**WRITTEN TASK:** Without the pictures, can you quote each line below exactly?

**MATERIAL FOR THIS TASK:**
/---
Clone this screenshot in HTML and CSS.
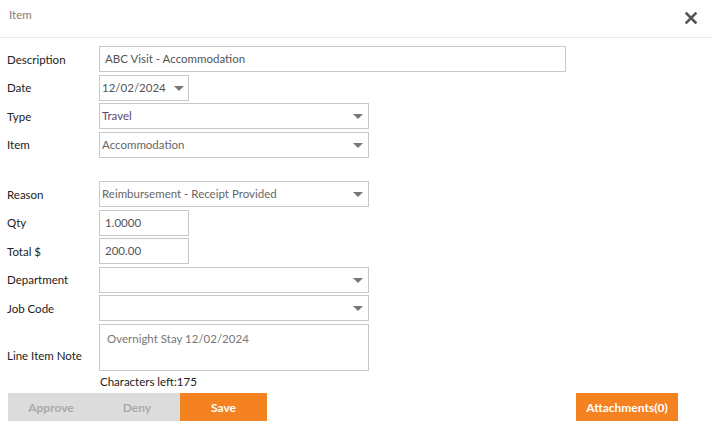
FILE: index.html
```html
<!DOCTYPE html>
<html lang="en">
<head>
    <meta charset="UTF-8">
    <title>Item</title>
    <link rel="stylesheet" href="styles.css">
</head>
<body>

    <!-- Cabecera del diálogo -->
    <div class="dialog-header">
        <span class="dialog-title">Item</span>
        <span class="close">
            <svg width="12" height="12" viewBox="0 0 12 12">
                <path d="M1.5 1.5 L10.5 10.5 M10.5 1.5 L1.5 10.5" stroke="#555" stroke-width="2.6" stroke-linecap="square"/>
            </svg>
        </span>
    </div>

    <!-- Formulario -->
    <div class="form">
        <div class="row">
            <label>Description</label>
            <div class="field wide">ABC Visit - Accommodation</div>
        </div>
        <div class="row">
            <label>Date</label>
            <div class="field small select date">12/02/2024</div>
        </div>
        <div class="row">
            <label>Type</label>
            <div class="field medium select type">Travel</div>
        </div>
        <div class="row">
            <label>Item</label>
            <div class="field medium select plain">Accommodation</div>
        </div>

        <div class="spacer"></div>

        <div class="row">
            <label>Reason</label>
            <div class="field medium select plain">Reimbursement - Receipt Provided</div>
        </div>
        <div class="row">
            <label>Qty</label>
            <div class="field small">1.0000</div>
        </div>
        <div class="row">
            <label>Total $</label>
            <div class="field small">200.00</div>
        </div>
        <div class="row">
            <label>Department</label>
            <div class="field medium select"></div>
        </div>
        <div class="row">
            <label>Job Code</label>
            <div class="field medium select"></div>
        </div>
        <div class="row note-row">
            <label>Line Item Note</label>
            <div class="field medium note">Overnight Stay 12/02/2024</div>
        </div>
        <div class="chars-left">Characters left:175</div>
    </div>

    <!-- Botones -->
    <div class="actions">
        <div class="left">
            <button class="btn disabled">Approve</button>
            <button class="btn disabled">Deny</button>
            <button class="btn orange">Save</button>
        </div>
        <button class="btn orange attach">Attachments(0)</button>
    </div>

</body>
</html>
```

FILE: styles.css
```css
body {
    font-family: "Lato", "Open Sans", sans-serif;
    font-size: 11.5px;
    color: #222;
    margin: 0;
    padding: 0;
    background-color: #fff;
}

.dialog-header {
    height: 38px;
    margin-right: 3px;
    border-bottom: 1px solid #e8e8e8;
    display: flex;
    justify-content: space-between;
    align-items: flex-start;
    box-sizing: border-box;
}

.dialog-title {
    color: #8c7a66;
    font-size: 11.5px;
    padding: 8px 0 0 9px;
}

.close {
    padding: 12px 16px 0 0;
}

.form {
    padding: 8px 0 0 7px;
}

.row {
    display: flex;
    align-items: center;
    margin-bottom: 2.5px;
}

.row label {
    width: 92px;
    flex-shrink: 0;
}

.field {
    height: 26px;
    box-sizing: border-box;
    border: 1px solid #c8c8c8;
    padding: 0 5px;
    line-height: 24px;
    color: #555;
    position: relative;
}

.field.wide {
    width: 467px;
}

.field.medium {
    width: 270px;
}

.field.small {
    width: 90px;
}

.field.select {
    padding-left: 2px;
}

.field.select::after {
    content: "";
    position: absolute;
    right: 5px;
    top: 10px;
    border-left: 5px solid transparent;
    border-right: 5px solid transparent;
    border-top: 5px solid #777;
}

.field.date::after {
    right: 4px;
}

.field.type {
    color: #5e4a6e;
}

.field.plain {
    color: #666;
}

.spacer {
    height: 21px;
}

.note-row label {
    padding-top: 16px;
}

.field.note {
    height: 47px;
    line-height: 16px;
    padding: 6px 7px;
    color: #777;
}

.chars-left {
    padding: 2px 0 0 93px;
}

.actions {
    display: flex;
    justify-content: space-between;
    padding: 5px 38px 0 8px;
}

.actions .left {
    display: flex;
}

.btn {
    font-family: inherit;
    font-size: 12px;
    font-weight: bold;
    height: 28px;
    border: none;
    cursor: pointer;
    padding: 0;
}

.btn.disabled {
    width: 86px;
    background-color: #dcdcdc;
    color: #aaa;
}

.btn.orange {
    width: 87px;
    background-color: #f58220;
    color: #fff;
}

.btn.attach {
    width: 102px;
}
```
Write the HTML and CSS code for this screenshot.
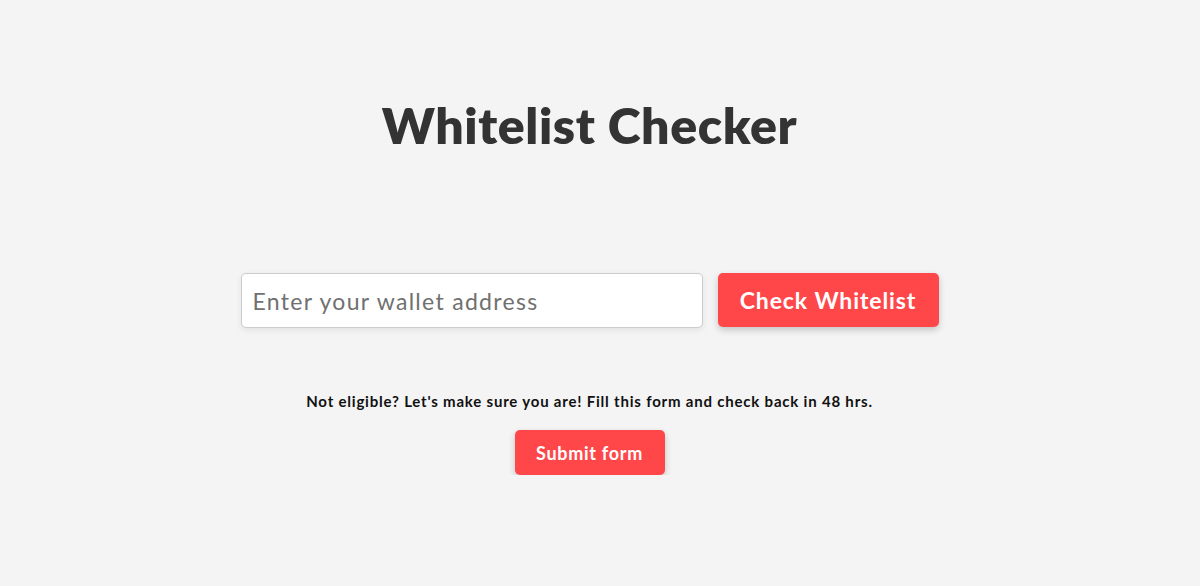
\---
**SOLUTION FOR THIS PROBLEM:**
Clone this screenshot in HTML and CSS.
FILE: index.html
```html
<!DOCTYPE html>
<html lang="en">
<head>
    <meta charset="UTF-8">
    <title>Item</title>
    <link rel="stylesheet" href="styles.css">
</head>
<body>

    <!-- Cabecera del diálogo -->
    <div class="dialog-header">
        <span class="dialog-title">Item</span>
        <span class="close">
            <svg width="12" height="12" viewBox="0 0 12 12">
                <path d="M1.5 1.5 L10.5 10.5 M10.5 1.5 L1.5 10.5" stroke="#555" stroke-width="2.6" stroke-linecap="square"/>
            </svg>
        </span>
    </div>

    <!-- Formulario -->
    <div class="form">
        <div class="row">
            <label>Description</label>
            <div class="field wide">ABC Visit - Accommodation</div>
        </div>
        <div class="row">
            <label>Date</label>
            <div class="field small select date">12/02/2024</div>
        </div>
        <div class="row">
            <label>Type</label>
            <div class="field medium select type">Travel</div>
        </div>
        <div class="row">
            <label>Item</label>
            <div class="field medium select plain">Accommodation</div>
        </div>

        <div class="spacer"></div>

        <div class="row">
            <label>Reason</label>
            <div class="field medium select plain">Reimbursement - Receipt Provided</div>
        </div>
        <div class="row">
            <label>Qty</label>
            <div class="field small">1.0000</div>
        </div>
        <div class="row">
            <label>Total $</label>
            <div class="field small">200.00</div>
        </div>
        <div class="row">
            <label>Department</label>
            <div class="field medium select"></div>
        </div>
        <div class="row">
            <label>Job Code</label>
            <div class="field medium select"></div>
        </div>
        <div class="row note-row">
            <label>Line Item Note</label>
            <div class="field medium note">Overnight Stay 12/02/2024</div>
        </div>
        <div class="chars-left">Characters left:175</div>
    </div>

    <!-- Botones -->
    <div class="actions">
        <div class="left">
            <button class="btn disabled">Approve</button>
            <button class="btn disabled">Deny</button>
            <button class="btn orange">Save</button>
        </div>
        <button class="btn orange attach">Attachments(0)</button>
    </div>

</body>
</html>
```

FILE: styles.css
```css
body {
    font-family: "Lato", "Open Sans", sans-serif;
    font-size: 11.5px;
    color: #222;
    margin: 0;
    padding: 0;
    background-color: #fff;
}

.dialog-header {
    height: 38px;
    margin-right: 3px;
    border-bottom: 1px solid #e8e8e8;
    display: flex;
    justify-content: space-between;
    align-items: flex-start;
    box-sizing: border-box;
}

.dialog-title {
    color: #8c7a66;
    font-size: 11.5px;
    padding: 8px 0 0 9px;
}

.close {
    padding: 12px 16px 0 0;
}

.form {
    padding: 8px 0 0 7px;
}

.row {
    display: flex;
    align-items: center;
    margin-bottom: 2.5px;
}

.row label {
    width: 92px;
    flex-shrink: 0;
}

.field {
    height: 26px;
    box-sizing: border-box;
    border: 1px solid #c8c8c8;
    padding: 0 5px;
    line-height: 24px;
    color: #555;
    position: relative;
}

.field.wide {
    width: 467px;
}

.field.medium {
    width: 270px;
}

.field.small {
    width: 90px;
}

.field.select {
    padding-left: 2px;
}

.field.select::after {
    content: "";
    position: absolute;
    right: 5px;
    top: 10px;
    border-left: 5px solid transparent;
    border-right: 5px solid transparent;
    border-top: 5px solid #777;
}

.field.date::after {
    right: 4px;
}

.field.type {
    color: #5e4a6e;
}

.field.plain {
    color: #666;
}

.spacer {
    height: 21px;
}

.note-row label {
    padding-top: 16px;
}

.field.note {
    height: 47px;
    line-height: 16px;
    padding: 6px 7px;
    color: #777;
}

.chars-left {
    padding: 2px 0 0 93px;
}

.actions {
    display: flex;
    justify-content: space-between;
    padding: 5px 38px 0 8px;
}

.actions .left {
    display: flex;
}

.btn {
    font-family: inherit;
    font-size: 12px;
    font-weight: bold;
    height: 28px;
    border: none;
    cursor: pointer;
    padding: 0;
}

.btn.disabled {
    width: 86px;
    background-color: #dcdcdc;
    color: #aaa;
}

.btn.orange {
    width: 87px;
    background-color: #f58220;
    color: #fff;
}

.btn.attach {
    width: 102px;
}
```
Write the HTML and CSS code for this screenshot.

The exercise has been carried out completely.